DIRECTIONS ▸ Sift the material for lines containing "index", and return them.

COLLECTED MATERIAL ▸
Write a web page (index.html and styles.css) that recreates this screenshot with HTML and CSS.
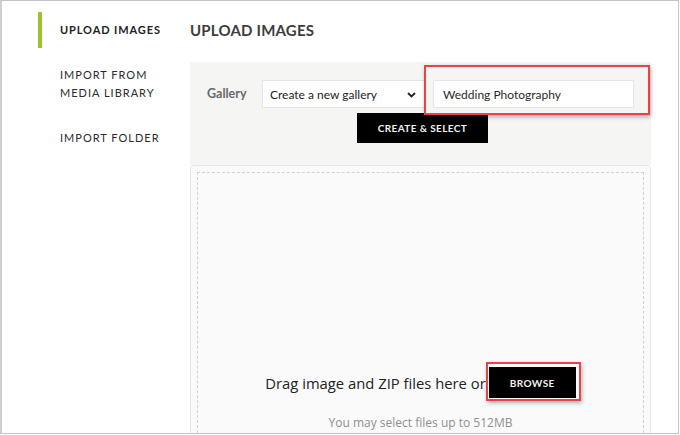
FILE: index.html
```html
<!DOCTYPE html>
<html>
<head>
<meta charset="utf-8">
<link rel="stylesheet" href="styles.css">
</head>
<body>
<div class="frame">
  <nav class="sidebar">
    <div class="nav-item active">UPLOAD IMAGES</div>
    <div class="nav-item two-line">IMPORT FROM<br>MEDIA LIBRARY</div>
    <div class="nav-item third">IMPORT FOLDER</div>
  </nav>
  <main class="main">
    <h1 class="title">UPLOAD IMAGES</h1>
    <section class="gallery-panel">
      <div class="gallery-row">
        <label class="gallery-label">Gallery</label>
        <div class="select">
          <span>Create a new gallery</span>
          <svg class="chev" width="9" height="6" viewBox="0 0 9 6"><path d="M1 1 L4.5 4.5 L8 1" fill="none" stroke="#222" stroke-width="1.8"/></svg>
        </div>
        <div class="input-wrap">
          <div class="text-input">Wedding Photography</div>
          <div class="highlight hl-input"></div>
        </div>
      </div>
      <div class="btn-row">
        <button class="btn create">CREATE &amp; SELECT</button>
      </div>
    </section>
    <section class="drop-panel">
      <div class="dropzone">
        <div class="drop-row">
          <span class="drop-text">Drag image and ZIP files here or</span>
          <div class="browse-wrap">
            <button class="btn browse">BROWSE</button>
            <div class="highlight hl-browse"></div>
          </div>
        </div>
        <div class="limit">You may select files up to 512MB</div>
      </div>
    </section>
  </main>
</div>
</body>
</html>
```
FILE: styles.css
```css
* { box-sizing: border-box; }
html, body { margin: 0; padding: 0; background: #fff; }
.frame {
  width: 679px;
  height: 434px;
  border: 1px solid #c4c4c4;
  border-left: 2px solid #cfcfcf;
  display: flex;
  overflow: hidden;
  font-family: Lato, "Liberation Sans", sans-serif;
  background: #fff;
}
.sidebar {
  width: 188px;
  flex: none;
  padding-left: 36px;
  padding-top: 11px;
  display: flex;
  flex-direction: column;
}
.nav-item {
  font-size: 11px;
  letter-spacing: 1px;
  color: #2b2b2b;
  padding-left: 22px;
  line-height: 18px;
}
.nav-item.active {
  border-left: 4px solid #9cc22c;
  padding-left: 18px;
  height: 36px;
  display: flex;
  align-items: center;
  font-weight: bold;
  color: #222;
  letter-spacing: 0.9px;
}
.nav-item.two-line { margin-top: 18px; }
.nav-item.third { margin-top: 27px; }
.main {
  flex: none;
  width: 461px;
  display: flex;
  flex-direction: column;
}
.title {
  margin: 0;
  height: 61px;
  padding-top: 19px;
  font-size: 15px;
  line-height: 20px;
  font-weight: bold;
  color: #3d3d3d;
  letter-spacing: 0.2px;
}
.gallery-panel {
  background: #f5f5f4;
  height: 103px;
  padding: 18px 17px 0 17px;
}
.gallery-row {
  display: flex;
  align-items: center;
  height: 28px;
}
.gallery-label {
  width: 55px;
  font-size: 12.5px;
  font-weight: bold;
  color: #6a6a6a;
  margin-top: -2px;
}
.select {
  width: 163px;
  height: 28px;
  background: #fff;
  border: 1px solid #e6e6e6;
  display: flex;
  align-items: center;
  justify-content: space-between;
  padding: 0 8px 0 7px;
  font-size: 12px;
  color: #222;
}
.chev { margin-top: 1px; }
.input-wrap {
  position: relative;
  margin-left: 8px;
}
.text-input {
  width: 201px;
  height: 28px;
  background: #fff;
  border: 1px solid #e6e6e6;
  display: flex;
  align-items: center;
  padding-left: 9px;
  font-size: 12px;
  color: #2a2a2a;
}
.highlight {
  position: absolute;
  border: 2px solid #ec4148;
  box-shadow: 1px 2px 4px rgba(0,0,0,0.3);
  pointer-events: none;
}
.hl-input { left: -9px; top: -15px; right: -16px; bottom: -7px; }
.btn-row {
  display: flex;
  justify-content: center;
  padding-left: 4px;
  margin-top: 5px;
}
.btn {
  background: #000;
  color: #f2f2f2;
  border: none;
  font-family: Lato, "Liberation Sans", sans-serif;
  font-weight: bold;
  font-size: 10px;
  letter-spacing: 0.4px;
  padding: 0;
}
.btn.create { width: 131px; height: 30px; }
.drop-panel {
  flex: 1;
  background: #fafafa;
  border: 1px solid #e7e7e7;
  border-bottom: none;
  border-radius: 4px 4px 0 0;
  padding: 6px 6px 0 6px;
}
.dropzone {
  height: 100%;
  border: 1px dashed #d2d2d2;
  border-bottom: none;
  display: flex;
  flex-direction: column;
  align-items: center;
  padding-top: 194px;
}
.drop-row {
  display: flex;
  align-items: center;
}
.drop-text {
  font-family: "Open Sans", sans-serif;
  font-size: 14.8px;
  color: #222;
  margin-right: 3px;
}
.browse-wrap { position: relative; }
.btn.browse { width: 87px; height: 31px; display: block; }
.hl-browse { left: -3px; top: -5px; right: -5px; bottom: -3px; }
.limit {
  margin-top: 16px;
  font-family: "Open Sans", sans-serif;
  font-size: 12px;
  color: #8f8f8f;
}
```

REPLY ▸
Write a web page (index.html and styles.css) that recreates this screenshot with HTML and CSS.
FILE: index.html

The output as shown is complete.